I didn’t see a huge difference when watching videos or reading e-books. But I found it noticeably harder to read some web pages. Be prepared to do a lot of pinching and zooming.
Beyond that, the mini offers few surprises to anyone who’s ever used an iPad. I found battery life comparable to the all-day performance of the bigger model. And the mini ran all my iPad apps without difficulty — a particularly big advantage, given the paucity of apps available for either the Kindle Fire or the Nexus 7.

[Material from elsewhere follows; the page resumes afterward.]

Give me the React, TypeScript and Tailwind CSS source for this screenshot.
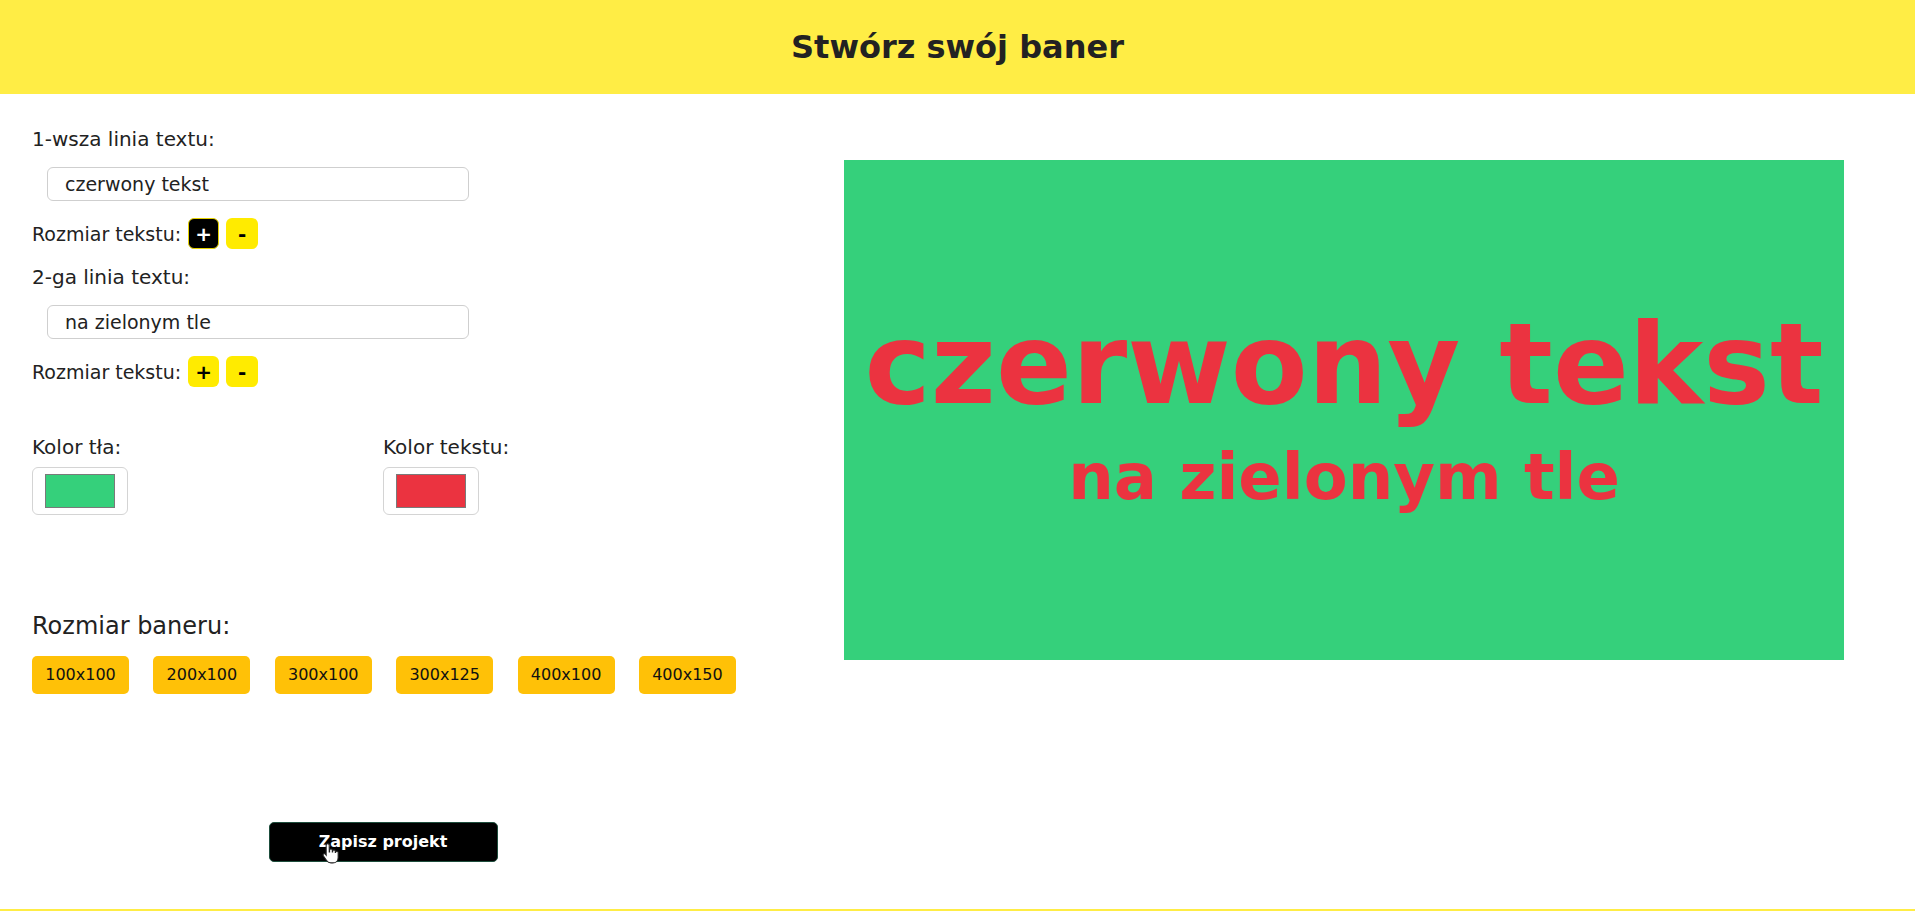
import React from "react";

const FONT = { fontFamily: '"DejaVu Sans", "Liberation Sans", sans-serif' };

function SizeRow({ active }: { active: boolean }) {
  return (
    <div className="mt-[17px] flex h-[31px] items-center">
      <span className="text-[19px] leading-[22px]">Rozmiar tekstu:</span>
      <button
        className={
          active
            ? "ml-[7px] flex h-[31px] w-[31px] items-center justify-center rounded-[6px] border border-[#e6d200] bg-black text-[20px] font-bold text-white"
            : "ml-[7px] flex h-[31px] w-[31px] items-center justify-center rounded-[6px] bg-[#ffeb00] text-[20px] font-bold text-black"
        }
      >
        +
      </button>
      <button className="ml-[7px] flex h-[31px] w-[32px] items-center justify-center rounded-[6px] bg-[#ffeb00] text-[20px] font-bold text-black">
        -
      </button>
    </div>
  );
}

function TextInput({ value }: { value: string }) {
  return (
    <div className="ml-[15px] mt-[16px] flex h-[34px] w-[422px] items-center rounded-[6px] border border-[#cfcfcf] pl-[17px] text-[19px]">
      {value}
    </div>
  );
}

function ColorBox({ color }: { color: string }) {
  return (
    <div className="mt-[8px] flex h-[48px] w-[96px] items-center justify-center rounded-[6px] border border-[#d4d4d4] bg-white">
      <div className="h-[34px] w-[70px] border border-[#7a7a7a]" style={{ backgroundColor: color }} />
    </div>
  );
}

export default function App() {
  const sizes = ["100x100", "200x100", "300x100", "300x125", "400x100", "400x150"];
  return (
    <div className="w-[1915px] bg-white text-[#222222]" style={FONT}>
      <header className="flex h-[94px] items-center justify-center bg-[#ffed45]">
        <h1 className="text-[32px] font-bold text-[#222222]">Stwórz swój baner</h1>
      </header>
      <main className="flex h-[815px]">
        <section className="w-[766px] pt-[34px]">
          <div className="px-[32px]">
            <div className="text-[20px] leading-[23px]">1-wsza linia textu:</div>
            <TextInput value="czerwony tekst" />
            <SizeRow active={true} />
            <div className="mt-[17px] text-[20px] leading-[23px]">2-ga linia textu:</div>
            <TextInput value="na zielonym tle" />
            <SizeRow active={false} />
            <div className="mt-[49px] flex">
              <div className="w-[352px]">
                <div className="text-[20px] leading-[23px]">Kolor tła:</div>
                <ColorBox color="#35d07b" />
              </div>
              <div className="w-[352px]">
                <div className="text-[20px] leading-[23px]">Kolor tekstu:</div>
                <ColorBox color="#eb3340" />
              </div>
            </div>
            <div className="mt-[97px] text-[24px] leading-[28px]">Rozmiar baneru:</div>
            <div className="mt-[16px] grid grid-cols-[repeat(6,97px)] gap-x-[24.4px]">
              {sizes.map((s) => (
                <button
                  key={s}
                  className="flex h-[38px] w-[97px] items-center justify-center rounded-[5px] bg-[#ffc107] text-[16px] text-[#111111]"
                >
                  {s}
                </button>
              ))}
            </div>
          </div>
          <div className="mt-[128px] flex justify-center">
            <div className="relative">
              <button className="flex h-[40px] w-[229px] items-center justify-center rounded-[5px] border border-[#1d4d3c] bg-black text-[16px] font-bold text-white">
                Zapisz projekt
              </button>
              <svg
                className="absolute left-[53px] top-[20px]"
                width="18"
                height="22"
                viewBox="0 0 16 20"
              >
                <path
                  d="M5 1.5c.8 0 1.4.6 1.4 1.4V9h.3V7.6c0-.7.6-1.2 1.3-1.2s1.2.5 1.2 1.2v1.5h.3V8.4c0-.7.6-1.2 1.2-1.2.7 0 1.2.5 1.2 1.2v1h.3c0-.7.5-1.1 1.1-1.1.7 0 1.2.5 1.2 1.2v4.5c0 2.8-2 5-4.8 5H8c-1.8 0-3-.8-4-2.2L1 12.5c-.4-.6-.3-1.3.3-1.7.5-.3 1.2-.2 1.6.3l.7.9V2.9c0-.8.6-1.4 1.4-1.4z"
                  fill="#ffffff"
                  stroke="#222222"
                  strokeWidth="1"
                />
              </svg>
            </div>
          </div>
        </section>
        <section className="flex-1 pl-[78px] pt-[66px]">
          <div className="flex h-[500px] w-[1000px] flex-col items-center justify-center bg-[#35d07b] font-bold text-[#eb3340]">
            <div className="text-[112px] leading-[120px]">czerwony tekst</div>
            <div className="mt-[13px] text-[64px] leading-[80px]">na zielonym tle</div>
          </div>
        </section>
      </main>
      <footer className="h-[60px] bg-[#ffed45]" />
    </div>
  );
}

Google claims 600,000 apps for the Nexus 7. But almost all of those are simply smartphone apps running on the bigger screen, as opposed to the 275,000 designed specifically to take advantage of the iPad’s capabilities. And the Google Play store can’t approach Apple’s iTunes Store in terms of its selection of movies, music and other content.
Amazon, with its huge content selection, can plausibly compete with Apple on that score. But its selection of apps, depending on how you want to count, is even worse than Google’s.
Which raises the question: How much is Apple’s superiority in software and content worth to you? How about $130?
That’s the price difference between the iPad mini, which starts at $329 for a Wi-Fi model with 16 gigabytes of storage, and a comparably equipped Nexus 7 or Kindle Fire HD, which both go for $199. The mini is also available with 32 and 64 GB capacities, each for an extra $100.
There are a few extra benefits as well. The mini has both front- and rear-facing cameras; the Kindle and Google tablets have only front-facers. The cellular-enabled models also have a GPS chip.
I can tell you the iPad mini is the best small tablet you can buy. The question you’ll have to answer for yourself is whether it’s that much better.